Title: | Cora Data for Entity Resolution |
Version: | 0.1.0 |
Description: | Duplicated publication data (pre-processed and formatted) for entity resolution. This data set contains a total of 1879 records. The following variables are included in the data set: id, title, book title, authors, address, date, year, editor, journal, volume, pages, publisher, institution, type, tech, note. The data set has a respective gold data set that provides information on which records match based on id. |
URL: | https://github.com/resteorts/cora |
BugReports: | https://github.com/resteorts/cora/issues |
Depends: | R (≥ 3.4.0) |
License: | CC0 |
Encoding: | UTF-8 |
LazyData: | true |
RoxygenNote: | 7.1.1.9000 |
NeedsCompilation: | no |
Packaged: | 2020-10-05 10:57:07 UTC; rebeccasteorts |
Author: | Rebecca Steorts [aut, cre], Andee Kaplan [aut], Srini Sunil [aut] |
Maintainer: | Rebecca Steorts <beka@stat.duke.edu> |
Repository: | CRAN |
Date/Publication: | 2020-10-13 12:50:06 UTC |
CORA data set
Description
This provides a record linkage data set with information about different CORA research papers.
Usage
cora
Format
A data frame with 16 variables: id
, title
, book_title
, authors
, address
, date
, year
, editor
,journal
, volume
, pages
, publisher
, institution
, type
, tech
, note
.
This data set includes 1879 CORA research papers.
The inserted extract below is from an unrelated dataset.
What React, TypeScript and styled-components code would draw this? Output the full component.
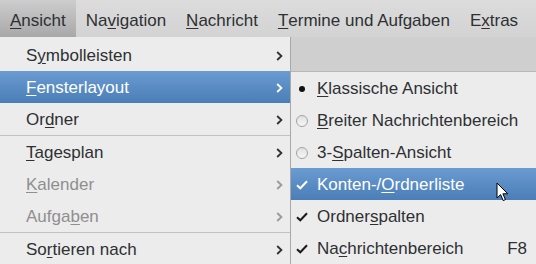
import styled, { createGlobalStyle } from 'styled-components';

interface MenuEntry {
  label: string;
  mn: number;
  disabled?: boolean;
  active?: boolean;
  sep?: boolean;
}

interface SubEntry {
  label: string;
  mn: number;
  mark: 'bullet' | 'radio' | 'check';
  active?: boolean;
  accel?: string;
}

const topMenus: [string, number][] = [
  ['Ansicht', 0],
  ['Navigation', 2],
  ['Nachricht', 0],
  ['Termine und Aufgaben', 0],
  ['Extras', 1],
];

const viewMenu: MenuEntry[] = [
  { label: 'Symbolleisten', mn: 1 },
  { label: 'Fensterlayout', mn: 0, active: true },
  { label: 'Ordner', mn: 2 },
  { label: '', mn: -1, sep: true },
  { label: 'Tagesplan', mn: 0 },
  { label: 'Kalender', mn: 0, disabled: true },
  { label: 'Aufgaben', mn: 5, disabled: true },
  { label: '', mn: -1, sep: true },
  { label: 'Sortieren nach', mn: 2 },
];

const layoutMenu: SubEntry[] = [
  { label: 'Klassische Ansicht', mn: 0, mark: 'bullet' },
  { label: 'Breiter Nachrichtenbereich', mn: 0, mark: 'radio' },
  { label: '3-Spalten-Ansicht', mn: 2, mark: 'radio' },
  { label: 'Konten-/Ordnerliste', mn: 8, mark: 'check', active: true },
  { label: 'Ordnerspalten', mn: 6, mark: 'check' },
  { label: 'Nachrichtenbereich', mn: 2, mark: 'check', accel: 'F8' },
];

const GlobalStyle = createGlobalStyle`
  html, body {
    margin: 0;
    padding: 0;
    background: #cfcfcf;
    overflow: hidden;
  }
  body {
    font-family: "Liberation Sans", Arial, sans-serif;
    font-size: 17px;
    color: #2e3033;
  }
`;

const Screen = styled.div`
  width: 536px;
  height: 264px;
  position: relative;
  overflow: hidden;
`;

const MenuBar = styled.div`
  display: flex;
  height: 37px;
  background: linear-gradient(#dcdcdc, #d3d3d3);
`;

const BarItem = styled.div<{ open?: boolean }>`
  display: flex;
  align-items: center;
  padding: 5px 10px 0;
  box-sizing: border-box;
  background: ${p => (p.open ? 'linear-gradient(#cdcdcd, #a8a8a8)' : 'transparent')};
`;

const Body = styled.div`
  display: flex;
  align-items: flex-start;
`;

const Menu = styled.div`
  width: 290px;
  padding-top: 2px;
  background: #ececec;
  border-right: 1px solid #a9a9a9;
  display: flex;
  flex-direction: column;
  height: 240px;
`;

const Row = styled.div<{ active?: boolean; disabled?: boolean }>`
  display: flex;
  align-items: center;
  flex-shrink: 0;
  box-sizing: border-box;
  height: 32px;
  padding: 2px 7px 0 26px;
  color: ${p => (p.active ? '#ffffff' : p.disabled ? '#8f8f8f' : '#2e3033')};
  background: ${p => (p.active ? 'linear-gradient(#6a9bd1, #4b7eb7)' : 'transparent')};
`;

const Label = styled.span`
  flex: 1;
  white-space: nowrap;
`;

const Mn = styled.u`
  text-decoration-thickness: 1px;
  text-underline-offset: 2px;
`;

const Separator = styled.div`
  height: 1px;
  flex-shrink: 0;
  background: #c2c2c2;
`;

const Side = styled.div`
  flex: 1;
  display: flex;
  flex-direction: column;
`;

const Strip = styled.div`
  height: 34px;
  background: #cfcfcf;
`;

const SubMenu = styled.div`
  background: #ececec;
  border-top: 1px solid #b8b8b8;
  display: flex;
  flex-direction: column;
`;

const SubRow = styled.div<{ active?: boolean }>`
  display: flex;
  align-items: center;
  box-sizing: border-box;
  height: 32px;
  padding: 2px 9px 0 4px;
  color: ${p => (p.active ? '#ffffff' : '#2e3033')};
  background: ${p => (p.active ? 'linear-gradient(#6a9bd1, #4b7eb7)' : 'transparent')};
`;

const MarkBox = styled.span`
  width: 14px;
  height: 14px;
  margin-right: 8px;
  display: flex;
  align-items: center;
  justify-content: center;
  flex-shrink: 0;
`;

const Bullet = styled.span`
  width: 6px;
  height: 6px;
  border-radius: 50%;
  background: #111;
`;

const Radio = styled.span`
  width: 10px;
  height: 10px;
  border-radius: 50%;
  border: 1px solid #a4a4a4;
  background: linear-gradient(#e0e0e0, #f6f6f6);
`;

const Accel = styled.span`
  margin-left: auto;
`;

const Pointer = styled.svg`
  position: absolute;
  left: 496px;
  top: 182px;
`;

const underline = (text: string, idx: number) =>
  idx < 0 ? (
    text
  ) : (
    <>
      {text.slice(0, idx)}
      <Mn>{text[idx]}</Mn>
      {text.slice(idx + 1)}
    </>
  );

const Chevron = ({ color }: { color: string }) => (
  <svg width="7" height="10" viewBox="0 0 7 10">
    <path d="M1.2 1 L5.4 5 L1.2 9" fill="none" stroke={color} strokeWidth="1.8" />
  </svg>
);

const Check = ({ color }: { color: string }) => (
  <svg width="12" height="10" viewBox="0 0 12 10">
    <path d="M1 5.2 L4.3 8.3 L11 1.2" fill="none" stroke={color} strokeWidth="2" />
  </svg>
);

const App = () => (
  <Screen>
    <GlobalStyle />
    <MenuBar>
      {topMenus.map(([label, mn], i) => (
        <BarItem key={label} open={i === 0}>
          {underline(label, mn)}
        </BarItem>
      ))}
    </MenuBar>
    <Body>
      <Menu>
        {viewMenu.map((item, i) =>
          item.sep ? (
            <Separator key={i} />
          ) : (
            <Row key={i} active={item.active} disabled={item.disabled}>
              <Label>{underline(item.label, item.mn)}</Label>
              <Chevron color={item.active ? '#ffffff' : item.disabled ? '#9a9a9a' : '#2e3033'} />
            </Row>
          )
        )}
      </Menu>
      <Side>
        <Strip />
        <SubMenu>
          {layoutMenu.map(item => (
            <SubRow key={item.label} active={item.active}>
              <MarkBox>
                {item.mark === 'bullet' && <Bullet />}
                {item.mark === 'radio' && <Radio />}
                {item.mark === 'check' && <Check color={item.active ? '#ffffff' : '#1a1a1a'} />}
              </MarkBox>
              <Label>{underline(item.label, item.mn)}</Label>
              {item.accel && <Accel>{item.accel}</Accel>}
            </SubRow>
          ))}
        </SubMenu>
      </Side>
    </Body>
    <Pointer width="14" height="21" viewBox="0 0 14 21">
      <path
        d="M1 1 L1 16 L4.6 12.6 L7.2 18.6 L9.4 17.6 L6.9 11.8 L11.8 11.8 Z"
        fill="#ffffff"
        stroke="#000000"
        strokeWidth="1"
        strokeLinejoin="round"
      />
    </Pointer>
  </Screen>
);

export default App;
It is appropriate for performing various types of record linkage and can be assessed by standard record linkage methods.
Examples
head(cora)
dim(cora)
Cora Gold
Description
This data set includes the matched record pairs based on ID.
Usage
cora_gold
Format
A data frame with 2 variables: id1
, id2
This data set includes the matched record pairs based on ID from the CORA data set. This data set can be used to evaluate the performance of record linkage methods performed on the CORA data set.
Examples
head(cora_gold)
dim(cora_gold)
Cora Gold Update
Description
This data set includes the matched record pairs based on ID.
Usage
cora_gold_update
Format
A data frame with 2 variables: cora_id
, unique_id
This data set includes the matched record pairs based on ID from the CORA data set. This data set can be used to evaluate the performance of record linkage methods performed on the CORA data set.
Examples
head(cora_gold_update)
dim(cora_gold_update)